U.S. Secretary of Agriculture Tom Vilsack says the discussion over budgets and over biofuels needs to be reframed.

In a speech to the North American Agricultural Journalists Tuesday morning, Vilsack said the discussion now is all about limits on American agriculture and what we have to give up in order to have a secure food supply.

"The real question we should be asking is how we redesign agricultural production so that we can produce sufficient crops to meet all our needs," he said. "There are areas where there is significant double-cropping potential, areas where we can expand. It is my belief that we can do it all."

On the question of budgets, he agreed that reducing the deficit is important and that cuts are necessary.

But he said, so far the discussion has been all about what to cut and not about the larger questions of government and private responsibility.

"If you say the government shouldn’t be doing this, say conservation, then you are saying either it is not necessary or that someone else should pay for it.

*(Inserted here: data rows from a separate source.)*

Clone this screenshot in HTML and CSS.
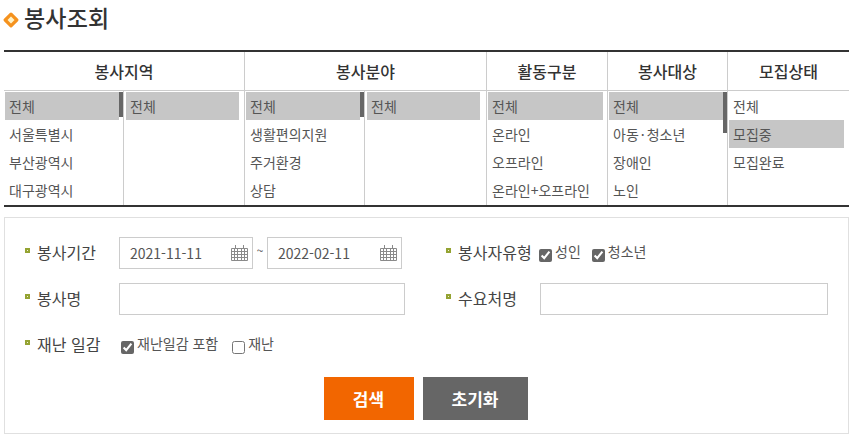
FILE: index.html
```html
<!DOCTYPE html>
<html lang="ko">
<head>
<meta charset="utf-8">
<title>봉사조회</title>
<link rel="stylesheet" href="styles.css">
</head>
<body>
<h1 class="title">
  <svg class="title-icon" width="16" height="16" viewBox="0 0 16 16"><path d="M8 2.2 13.8 8 8 13.8 2.2 8Z" fill="#fff3c8" stroke="#f5921e" stroke-width="3.2" stroke-linejoin="round"/></svg>
  <span>봉사조회</span>
</h1>

<section class="filters">
  <div class="col col-1">
    <div class="col-head">봉사지역</div>
    <div class="col-body">
      <ul class="list list-half has-scroll">
        <li class="on">전체</li><li>서울특별시</li><li>부산광역시</li><li>대구광역시</li>
        <li class="thumb thumb-short" aria-hidden="true"></li>
      </ul>
      <ul class="list list-half last"><li class="on">전체</li></ul>
    </div>
  </div>
  <div class="col col-2">
    <div class="col-head">봉사분야</div>
    <div class="col-body">
      <ul class="list list-half has-scroll">
        <li class="on">전체</li><li>생활편의지원</li><li>주거환경</li><li>상담</li>
        <li class="thumb thumb-short" aria-hidden="true"></li>
      </ul>
      <ul class="list list-half last"><li class="on">전체</li></ul>
    </div>
  </div>
  <div class="col col-3">
    <div class="col-head">활동구분</div>
    <div class="col-body">
      <ul class="list full"><li class="on">전체</li><li>온라인</li><li>오프라인</li><li>온라인+오프라인</li></ul>
    </div>
  </div>
  <div class="col col-4">
    <div class="col-head">봉사대상</div>
    <div class="col-body">
      <ul class="list full has-scroll">
        <li class="on">전체</li><li>아동<span class="dot">·</span>청소년</li><li>장애인</li><li>노인</li>
        <li class="thumb thumb-long" aria-hidden="true"></li>
      </ul>
    </div>
  </div>
  <div class="col col-5">
    <div class="col-head">모집상태</div>
    <div class="col-body">
      <ul class="list full"><li>전체</li><li class="on">모집중</li><li>모집완료</li></ul>
    </div>
  </div>
</section>

<form class="search">
  <div class="grid">
    <div class="field">
      <span class="label">봉사기간</span>
      <div class="dates">
        <div class="date">
          <input class="input date-input" type="text" value="2021-11-11">
          <svg class="cal" width="17" height="16" viewBox="0 0 17 16"><path d="M.5 3.5h16v12H.5zM.5 6.5h16M.5 9.5h16M.5 12.5h16M3.5 3.5v12M6.5 3.5v12M10.5 3.5v12M13.5 3.5v12M4.5 0v3M12.5 0v3" fill="none" stroke="#8a8a8a"/></svg>
        </div>
        <span class="tilde">~</span>
        <div class="date date-wide">
          <input class="input date-input" type="text" value="2022-02-11">
          <svg class="cal" width="17" height="16" viewBox="0 0 17 16"><path d="M.5 3.5h16v12H.5zM.5 6.5h16M.5 9.5h16M.5 12.5h16M3.5 3.5v12M6.5 3.5v12M10.5 3.5v12M13.5 3.5v12M4.5 0v3M12.5 0v3" fill="none" stroke="#8a8a8a"/></svg>
        </div>
      </div>
    </div>
    <div class="field field-right">
      <span class="label label-auto">봉사자유형</span>
      <label class="check"><input type="checkbox" checked><span>성인</span></label>
      <label class="check"><input type="checkbox" checked><span>청소년</span></label>
    </div>
    <div class="field">
      <span class="label">봉사명</span>
      <input class="input text-left" type="text">
    </div>
    <div class="field field-right">
      <span class="label">수요처명</span>
      <input class="input text-right" type="text">
    </div>
    <div class="field">
      <span class="label">재난 일감</span>
      <div class="checks">
        <label class="check"><input type="checkbox" checked><span>재난일감 포함</span></label>
        <label class="check"><input type="checkbox"><span>재난</span></label>
      </div>
    </div>
  </div>
  <div class="buttons">
    <button class="btn btn-search" type="button">검색</button>
    <button class="btn btn-reset" type="button">초기화</button>
  </div>
</form>
</body>
</html>
```

FILE: styles.css
```css
*, *::before { box-sizing: border-box; }
html, body { margin: 0; padding: 0; }
body {
  width: 854px;
  height: 437px;
  overflow: hidden;
  background: #fff;
  padding: 0 5px 0 4px;
  font-family: "Noto Sans CJK KR", "Liberation Sans", sans-serif;
  color: #444;
}

.title {
  display: flex;
  align-items: center;
  height: 50px;
  margin: 0;
  padding-bottom: 16px;
  gap: 5px;
  font-size: 23px;
  font-weight: 500;
  color: #333;
  letter-spacing: .2px;
}
.title-icon { flex: none; margin: 6px 0 0 -1px; }

.filters {
  display: grid;
  grid-template-columns: 241px 242px 121px 120px 121px;
  height: 157px;
  border-top: 2px solid #333;
  border-bottom: 2px solid #333;
}
.col { display: flex; flex-direction: column; border-right: 1px solid #ccc; min-width: 0; }
.col-5 { border-right: 0; }
.col-head {
  height: 39px;
  flex: none;
  border-bottom: 1px solid #ccc;
  font-size: 16px;
  font-weight: 500;
  line-height: 38px;
  text-align: center;
  color: #333;
}
.col-body { display: flex; flex: 1; min-height: 0; }

.list {
  position: relative;
  list-style: none;
  margin: 0;
  padding: 1px 0 0 1px;
  overflow: hidden;
  font-size: 14px;
  color: #555;
}
.list li {
  height: 28px;
  line-height: 28px;
  padding-left: 4px;
  white-space: nowrap;
}
.list .on { background: #c6c6c6; color: #555; }
.dot { margin: 0 2px; }
.list-half { width: 120px; flex: none; border-right: 1px solid #ccc; }
.list-half.last { width: 119px; border-right: 0; }
.list-half.last .on { margin-left: 1px; margin-right: 4px; }
.has-scroll li:not(.thumb) { margin-right: 4px; }
.list.full { flex: 1; }
.col-3 .list.full { padding-right: 4px; }
.col-5 .list.full { padding-right: 5px; }

.list .thumb {
  position: absolute;
  top: 1px;
  right: 0;
  width: 4px;
  padding: 0;
  background: #666;
}
.list .thumb-short { height: 25px; }
.list .thumb-long { height: 41px; }

.search {
  margin-top: 10px;
  width: 845px;
  height: 217px;
  border: 1px solid #e0e0e0;
  padding: 19px 22px 0 20px;
}
.grid {
  display: grid;
  grid-template-columns: 421px 1fr;
  row-gap: 14px;
}
.field { display: flex; align-items: flex-start; height: 32px; font-size: 14px; }
.label {
  position: relative;
  flex: none;
  width: 94px;
  padding-left: 12px;
  font-size: 16px;
  line-height: 30px;
  color: #444;
  white-space: nowrap;
}
.label::before {
  content: "";
  position: absolute;
  left: 0;
  top: 11px;
  width: 5px;
  height: 5px;
  background: #f4f4d8;
  border: 2px solid #94a332;
}
.label-auto { width: 93px; }

.input {
  height: 32px;
  border: 1px solid #ccc;
  background: #fff;
  font-family: inherit;
  font-size: 14px;
  color: #555;
  outline: 0;
  display: block;
}
.text-left { width: 286px; }
.text-right { width: 288px; }

.dates { display: flex; align-items: flex-start; }
.date { position: relative; width: 134px; }
.date-wide { width: 135px; }
.date-input { width: 100%; padding: 0 0 0 10px; }
.cal { position: absolute; right: 5px; top: 8px; }
.tilde { width: 14px; text-align: center; font-size: 12px; line-height: 26px; color: #555; }

.check { display: inline-flex; align-items: flex-start; line-height: 28px; font-size: 14px; color: #555; white-space: nowrap; }
.check input { width: 13px; height: 13px; margin: 12px 3px 0 0; accent-color: #666; flex: none; }
.field-right .check { margin-right: 11px; }
.checks { display: flex; gap: 14px; padding-left: 2px; }

.buttons { display: flex; justify-content: center; gap: 9px; margin-top: 16px; }
.btn {
  height: 43px;
  border: 0;
  padding: 0;
  font-family: inherit;
  font-size: 17px;
  font-weight: 700;
  color: #fff;
}
.btn-search { width: 90px; background: #f26600; }
.btn-reset { width: 105px; background: #666; }
```
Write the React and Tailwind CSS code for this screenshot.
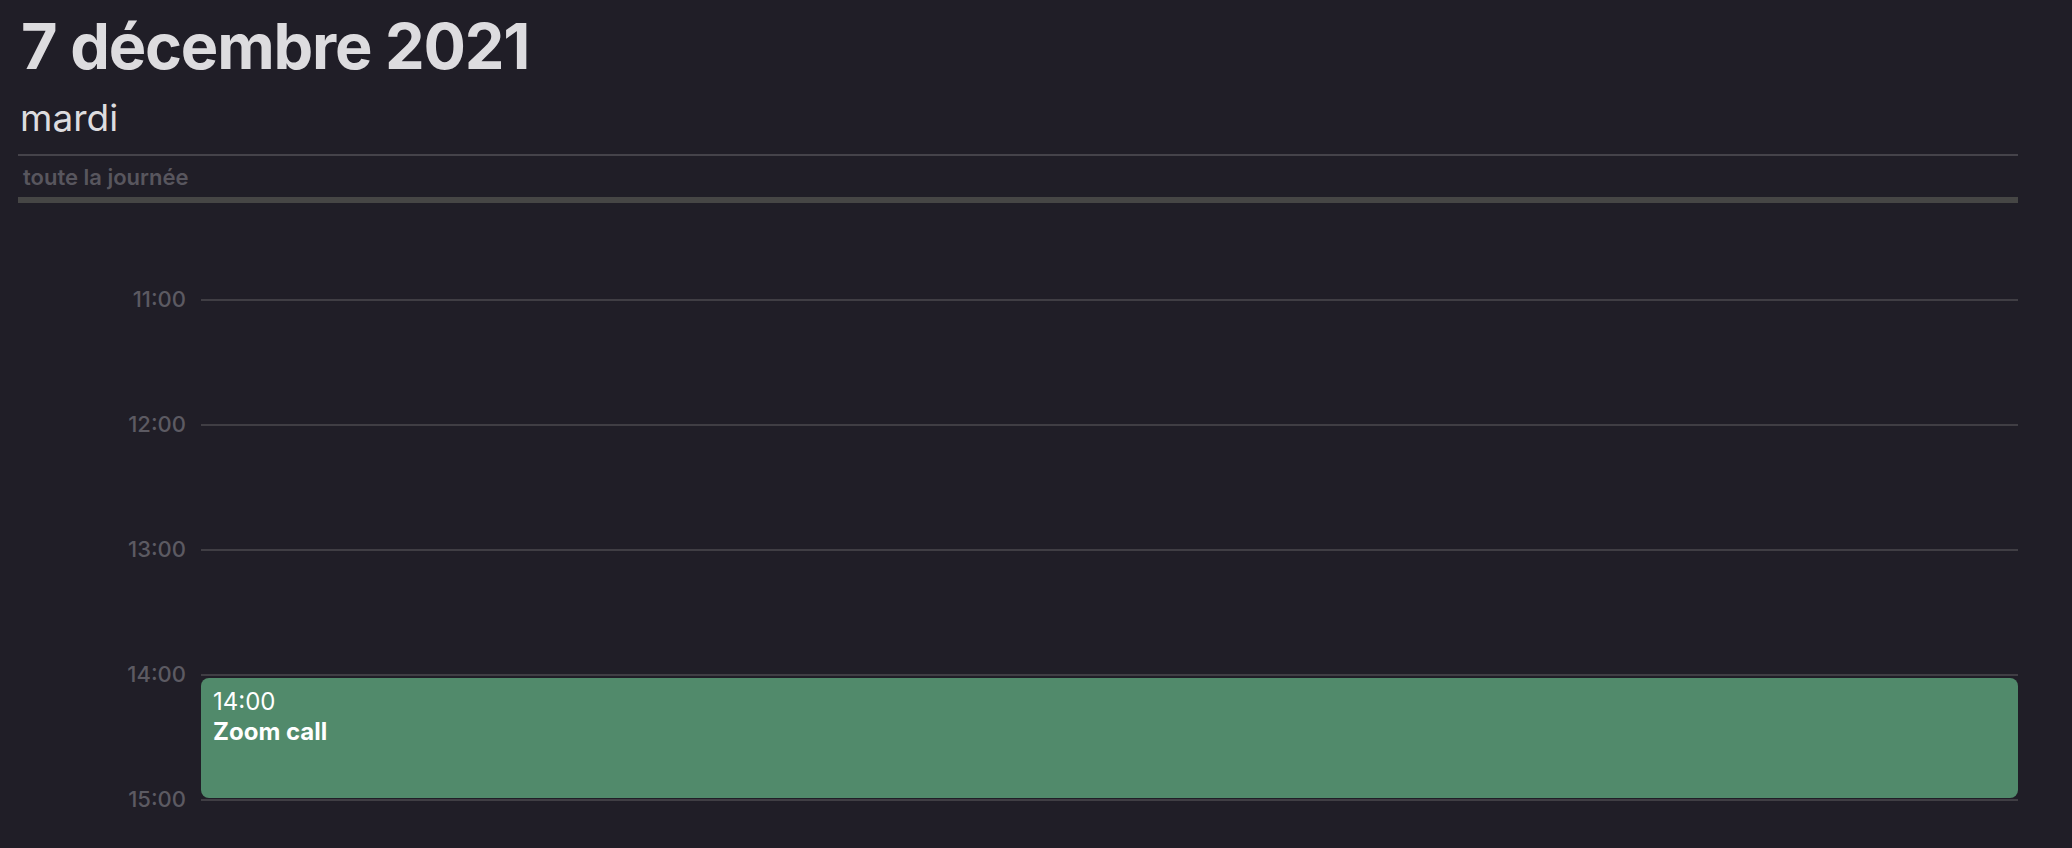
import React from "react";

const hours = ["11:00", "12:00", "13:00", "14:00", "15:00"];

const events = [{ hour: "14:00", time: "14:00", title: "Zoom call" }];

const HourRow = ({ label }) => {
  const event = events.find((e) => e.hour === label);
  return (
    <div className="flex items-start h-[125px]">
      <div className="w-[168px] shrink-0 text-right text-[22px] leading-[26px] -mt-[13px] font-medium text-[#5c5a62]">
        {label}
      </div>
      <div className="relative flex-1 ml-[15px] border-t-2 border-[#403e44]">
        {event && (
          <div className="absolute left-0 right-0 top-[2px] h-[120px] rounded-lg bg-[#518a6b] pl-[12px] pt-[9px] text-white text-[24px] leading-[30px]">
            <div>{event.time}</div>
            <div className="font-bold">{event.title}</div>
          </div>
        )}
      </div>
    </div>
  );
};

export default function App() {
  return (
    <div className="h-[848px] overflow-hidden bg-[#201e27] pl-[18px] pr-[54px] font-['Inter',sans-serif]">
      {/* header */}
      <h1 className="pt-[15px] pl-[3px] text-[63px] leading-none font-bold text-[#dddcdf] tracking-[-1.2px]">
        7 décembre 2021
      </h1>
      <div className="mt-[21px] pl-[2px] text-[37px] leading-none font-normal text-[#dddcdf]">
        mardi
      </div>
      <div className="mt-[18px] h-[2px] bg-[#45434a]" />
      <div className="mt-[10px] pl-[5px] text-[22px] leading-none font-semibold text-[#58565e]">
        toute la journée
      </div>
      <div className="mt-[9px] h-[6px] bg-[#464645]" />

      {/* time grid */}
      <div className="pt-[96px]">
        {hours.map((h) => (
          <HourRow key={h} label={h} />
        ))}
      </div>
    </div>
  );
}
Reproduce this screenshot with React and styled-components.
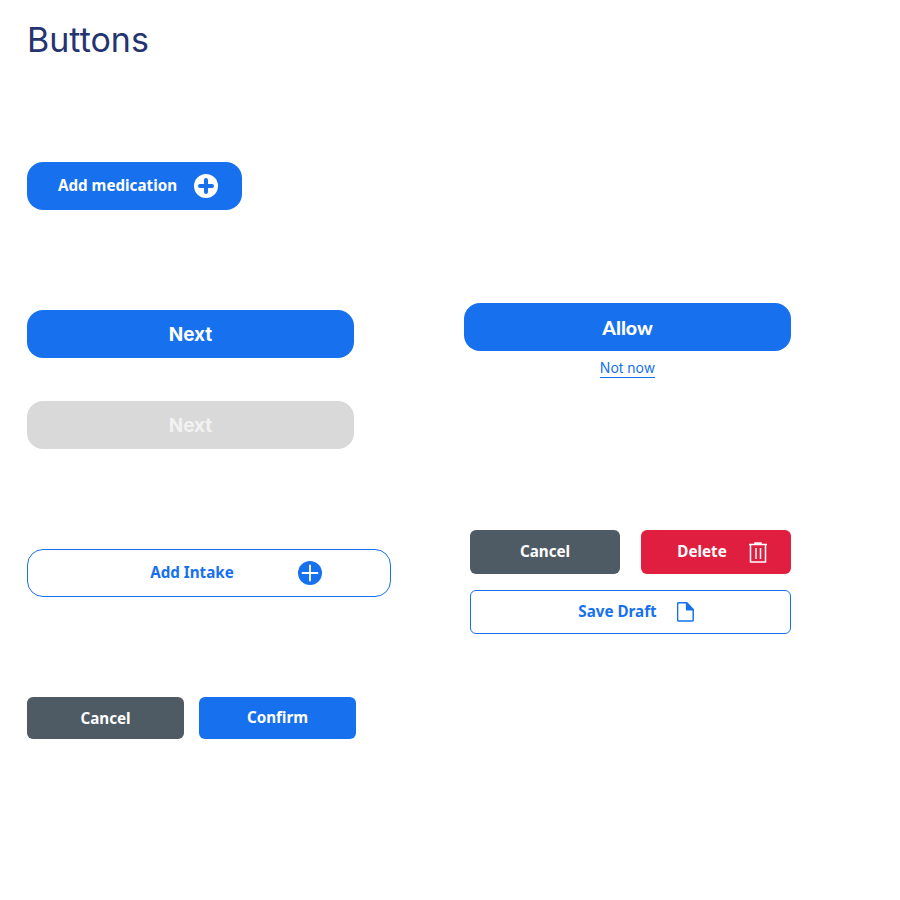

I think it is time to have a discussion about who and how and where the private sector picks up what we consider essential, but not the role of government."

He offered a second example of funding to fight the pine bark beetle, a pest that has killed thousands of pine trees in the Pacific Northwest and California. The resulting dead trees are raise the threat of wildlife.

So, he said, when there were available funds in the wildfire suppression fund, he requested to use them to treat trees in the most vulnerable communities to reduce the risk of catastrophic fire.

Instead, Congress applied the reserve funds to deficit reduction, then sent him a letter telling him to find a way to fight the pine bark beetle.

"You can’t go both ways," he said. "You can’t tell us to do something, and on the very same day take away the money that would allow us to do it."

Vilsack promised to send a copy of the Congressional letter to reporters later today. It was, he said, signed by eight Congressmen who have been virulent about deficit reduction.

He dodged a suggestion from Urban Lehner of DTN that it would be American farmers large or small who would bear the burden of losing federal dollars for conservation.

In response to a question of who would pick up cuts in school lunch programs, he said "schools are public and the public has funds. School districts have the ability to raise money through property taxes and fees on services and the like."

Agriculture has already lost big money in the budget negotiations. In the first Continuing Resolution in March, the Agricultural Research Service lost $44 billion, said Sandy Miller Hays, ARS Information Director.

She said the research division had to cut 46 projects and close one research station in Oreno, Maine.

Cuts agreed upon in the last two years have also significantly reduced the budget for agriculture. In speeches a month ago, Kansas Congressmen were vowing to fight efforts to take more money from the agriculture budget, citing those earlier reduction agreements.

The latest round took an additional $4 billion from USDA, about 10% of the total cuts in the provision.